Practicing what we preach
"He chose to give us birth through the word of truth, that we might be a kind of firstfruits of all he created." James 1.18
The Letter of James is peppered with instructions and suffused with the air of authority. And that is because it flows from the pen of the man who, according to church tradition, was appointed to lead the church following Jesus' ascension into heaven - his brother James. As seems to have been the case with Jesus' other siblings, James did not understand or accept his older brother's identity until after his death and resurrection. But, when he did, his commitment was total.
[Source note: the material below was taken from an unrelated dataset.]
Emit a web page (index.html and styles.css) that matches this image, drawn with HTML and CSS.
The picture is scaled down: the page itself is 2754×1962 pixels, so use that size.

James gets away with what might come across in others as "authoritarian" because his life matched his teaching. Nicknamed "the Just", James is uncompromising in his insistence that people are not defined by their wealth, or lack of it, or indeed by other other attribute or accomplishment but simply in accordance to their response to God. And the validity of that response is to be measured according to the evidence of their lives. Maligned by prominent leaders of the Reformation for preaching a "gospel of works", James does not advocate worldly productivity or self-righteousness but humility, fairness and mercy.
And prayer! James' reputation for for prayerfulness almost outshines his instinct for justice. He was said to stoop and have knees like a camel on account of the quantity of time he spent pleading for others before God. If there was ever an example of one whose life was completely reshaped through faith in Jesus, it is James the Just, brother of the Lord. Who are your role models?